世界の電気自動車(EV)市場がテスラとBYDを中心に動いている中、日本国内では250万円前後の超小型電気自動車が販売首位を記録した。その主役は日産の軽EV「サクラ」である。2024年には国内で3万7,140台が販売され、EV市場全体の半分を占めるに至った。16日(現地時間)、米国のEV専門メディア「クリーンテクニカ」は、「サクラ」が単なる販売面での成功を超え、日産の経営危機を克服する上で決定的な役割を果たしたと報じている。
「サクラ」は2022年夏の発売以来、6万台以上の注文を受け、一時は受注を一時停止するほどの人気を博した。同年、三菱自動車の「eKクロス EV」と共に日本カー・オブ・ザ・イヤーを受賞し、市場での地位を確固たるものにしている。
「サクラ」はEV市場において希少な実用性を武器にしている。

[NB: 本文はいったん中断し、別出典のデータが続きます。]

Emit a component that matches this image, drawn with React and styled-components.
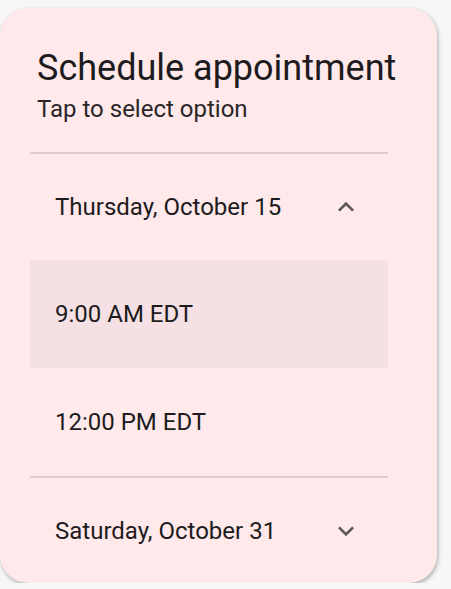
import React, { useState } from 'react';
import styled, { createGlobalStyle } from 'styled-components';

const GlobalStyle = createGlobalStyle`
  body {
    margin: 0;
    background: #f7f7f7;
    font-family: Roboto, "Liberation Sans", sans-serif;
    color: #1d1b20;
  }
`;

//Card shell
const Card = styled.div`
  box-sizing: border-box;
  margin-top: 8px;
  width: 437px;
  height: 575px;
  border-radius: 28px;
  background: #ffe9ea;
  box-shadow: 1px 2px 4px rgba(0, 0, 0, 0.3);
  overflow: hidden;
  padding: 38px 49px 0 30px;
`;

const Header = styled.div`
  padding-left: 7px;
  padding-bottom: 27px;
  white-space: nowrap;
`;

const Title = styled.h1`
  margin: 0;
  font-size: 36px;
  line-height: 44px;
  font-weight: 400;
`;

const Subtitle = styled.p`
  margin: 3px 0 0;
  font-size: 24px;
  line-height: 32px;
  color: #2a2527;
`;

const Divider = styled.div`
  height: 2px;
  background: #e0cbcd;
`;

const Row = styled.div`
  display: flex;
  align-items: center;
  justify-content: space-between;
  height: ${(p) => p.$h || 107}px;
  padding: 0 26px 0 25px;
  font-size: 24px;
  white-space: nowrap;
  background: ${(p) => (p.$selected ? '#f5e1e3' : 'transparent')};
  cursor: pointer;
`;

const Chevron = ({ up }) => (
  <svg width="32" height="32" viewBox="0 0 24 24" fill="#5c5658">
    {up ? (
      <path d="M12 8l-6 6 1.41 1.41L12 10.83l4.59 4.58L18 14z" />
    ) : (
      <path d="M16.59 8.59L12 13.17 7.41 8.59 6 10l6 6 6-6z" />
    )}
  </svg>
);

const slots = ['9:00 AM EDT', '12:00 PM EDT'];

function App() {
  const [selected, setSelected] = useState(0);

  return (
    <>
      <GlobalStyle />
      <Card>
        <Header>
          <Title>Schedule appointment</Title>
          <Subtitle>Tap to select option</Subtitle>
        </Header>
        <Divider />
        <Row $h={106}>
          Thursday, October 15
          <Chevron up />
        </Row>
        {slots.map((s, i) => (
          <Row key={s} $h={108} $selected={selected === i} onClick={() => setSelected(i)}>
            {s}
          </Row>
        ))}
        <Divider />
        <Row $h={105}>
          Saturday, October 31
          <Chevron />
        </Row>
      </Card>
    </>
  );
}

export default App;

車体は国内の軽自動車規格に最適化されており、最高出力47キロワットのモーターと20キロワット時のバッテリーを搭載し、180キロメートルの航続距離を提供する。これは国内の都市部における利用では十分な性能である。日産の内部調査によれば、軽自動車ユーザーの53%が1日の走行距離を30キロメートル未満としており、31%は30キロメートルから100キロメートルであるとしている。つまり、「サクラ」の走行距離は極めて実用的な水準といえる。

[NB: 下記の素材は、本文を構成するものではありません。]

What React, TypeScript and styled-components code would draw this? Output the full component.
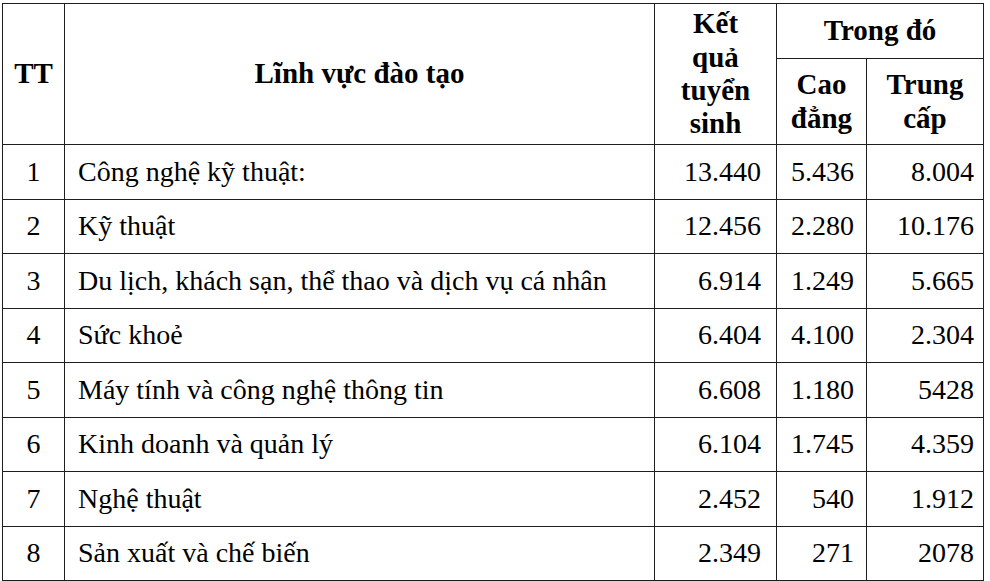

充電速度についても、30キロワットのDC急速充電を利用すれば、20%から80%まで約40分で充電が可能である。室内には7インチのデジタルクラスターと9インチのインフォテインメントシステムを搭載し、運転支援システム「プロパイロット」や「プロパイロット パーキング」も備えている。

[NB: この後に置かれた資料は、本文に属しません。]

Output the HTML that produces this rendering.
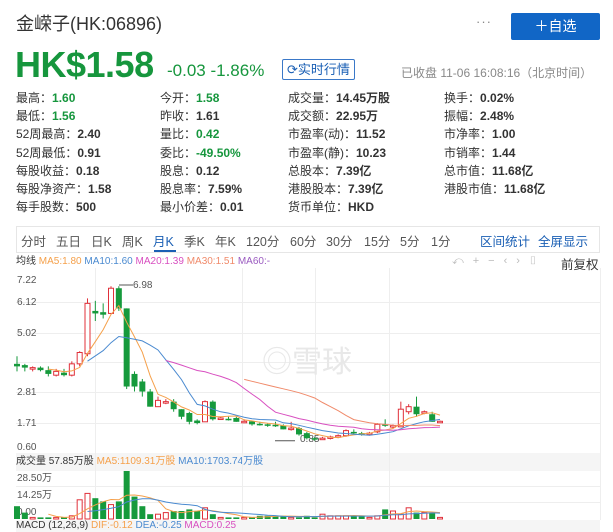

さらに日産は、三菱自動車との協業を通じて開発コストを削減し、広範なディーラーネットワークを活用して消費者の利便性を高めた。これはテスラやBYDが容易に追随できない強みである。「サクラ」は単なる軽EVではなく、日本市場に最適化されたモデルであり、日産の再建を支える存在であるとの評価を受けている。